» Directions for this task:
Go through the data and copy every line exactly, but not the images.

▼

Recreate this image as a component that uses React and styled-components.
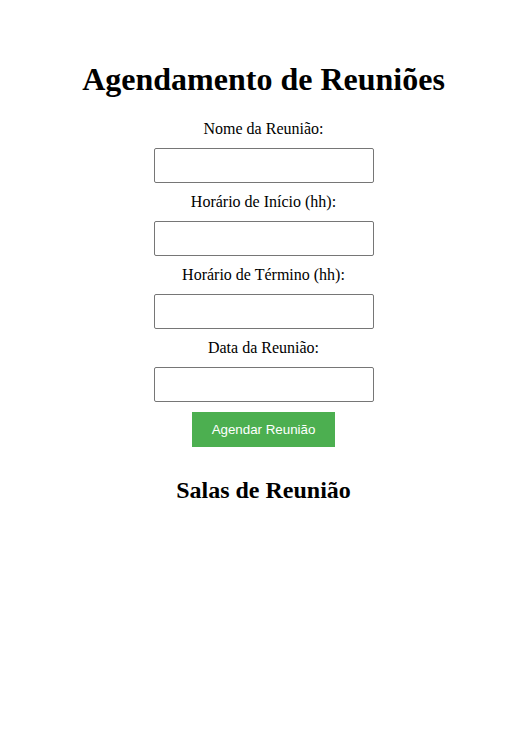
import React, { useState } from "react";
import styled, { createGlobalStyle } from "styled-components";

const GlobalStyle = createGlobalStyle`
  body {
    margin: 0;
    background: #ffffff;
    font-family: "Liberation Serif", "Times New Roman", serif;
    color: #000000;
  }
`;

const Page = styled.div`
  padding: 40px 0 0 16px;
  text-align: center;
`;

const Title = styled.h1`
  font-size: 32px;
  font-weight: bold;
  margin: 21.44px 0;
`;

const Form = styled.form`
  display: flex;
  flex-direction: column;
  align-items: center;
`;

const Label = styled.label`
  display: block;
  font-size: 16px;
  line-height: normal;
  margin-bottom: 10px;
`;

const Input = styled.input`
  box-sizing: border-box;
  width: 220px;
  height: 35px;
  margin: 0 0 10px;
  padding: 0 8px;
  border: 1px solid #767676;
  border-radius: 2px;
  font-size: 16px;
  background: #ffffff;
`;

const Button = styled.button`
  box-sizing: border-box;
  height: 35px;
  margin: 0 0 10px;
  padding: 0 20px;
  border: none;
  background-color: #4caf50;
  color: #ffffff;
  font-family: "Liberation Sans", Arial, sans-serif;
  font-size: 13.333px;
  white-space: nowrap;
  cursor: pointer;
`;

const SectionTitle = styled.h2`
  font-size: 24px;
  font-weight: bold;
  margin: 19.92px 0;
`;

const fields = [
  { id: "nome", label: "Nome da Reunião:" },
  { id: "inicio", label: "Horário de Início (hh):" },
  { id: "termino", label: "Horário de Término (hh):" },
  { id: "data", label: "Data da Reunião:" },
];

const App = () => {
  const [values, setValues] = useState({});

  const handleChange = (id) => (e) => {
    setValues((prev) => ({ ...prev, [id]: e.target.value }));
  };

  return (
    <>
      <GlobalStyle />
      <Page>
        <Title>Agendamento de Reuniões</Title>
        <Form onSubmit={(e) => e.preventDefault()}>
          {fields.map((field) => (
            <React.Fragment key={field.id}>
              <Label htmlFor={field.id}>{field.label}</Label>
              <Input
                id={field.id}
                type="text"
                value={values[field.id] || ""}
                onChange={handleChange(field.id)}
              />
            </React.Fragment>
          ))}
          <Button type="submit">Agendar Reunião</Button>
        </Form>
        <SectionTitle>Salas de Reunião</SectionTitle>
      </Page>
    </>
  );
};

export default App;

▲

» Response to the exercise:
Recreate this image as a component that uses React and styled-components.
import React, { useState } from "react";
import styled, { createGlobalStyle } from "styled-components";

const GlobalStyle = createGlobalStyle`
  body {
    margin: 0;
    background: #ffffff;
    font-family: "Liberation Serif", "Times New Roman", serif;
    color: #000000;
  }
`;

const Page = styled.div`
  padding: 40px 0 0 16px;
  text-align: center;
`;

const Title = styled.h1`
  font-size: 32px;
  font-weight: bold;
  margin: 21.44px 0;
`;

const Form = styled.form`
  display: flex;
  flex-direction: column;
  align-items: center;
`;

const Label = styled.label`
  display: block;
  font-size: 16px;
  line-height: normal;
  margin-bottom: 10px;
`;

const Input = styled.input`
  box-sizing: border-box;
  width: 220px;
  height: 35px;
  margin: 0 0 10px;
  padding: 0 8px;
  border: 1px solid #767676;
  border-radius: 2px;
  font-size: 16px;
  background: #ffffff;
`;

const Button = styled.button`
  box-sizing: border-box;
  height: 35px;
  margin: 0 0 10px;
  padding: 0 20px;
  border: none;
  background-color: #4caf50;
  color: #ffffff;
  font-family: "Liberation Sans", Arial, sans-serif;
  font-size: 13.333px;
  white-space: nowrap;
  cursor: pointer;
`;

const SectionTitle = styled.h2`
  font-size: 24px;
  font-weight: bold;
  margin: 19.92px 0;
`;

const fields = [
  { id: "nome", label: "Nome da Reunião:" },
  { id: "inicio", label: "Horário de Início (hh):" },
  { id: "termino", label: "Horário de Término (hh):" },
  { id: "data", label: "Data da Reunião:" },
];

const App = () => {
  const [values, setValues] = useState({});

  const handleChange = (id) => (e) => {
    setValues((prev) => ({ ...prev, [id]: e.target.value }));
  };

  return (
    <>
      <GlobalStyle />
      <Page>
        <Title>Agendamento de Reuniões</Title>
        <Form onSubmit={(e) => e.preventDefault()}>
          {fields.map((field) => (
            <React.Fragment key={field.id}>
              <Label htmlFor={field.id}>{field.label}</Label>
              <Input
                id={field.id}
                type="text"
                value={values[field.id] || ""}
                onChange={handleChange(field.id)}
              />
            </React.Fragment>
          ))}
          <Button type="submit">Agendar Reunião</Button>
        </Form>
        <SectionTitle>Salas de Reunião</SectionTitle>
      </Page>
    </>
  );
};

export default App;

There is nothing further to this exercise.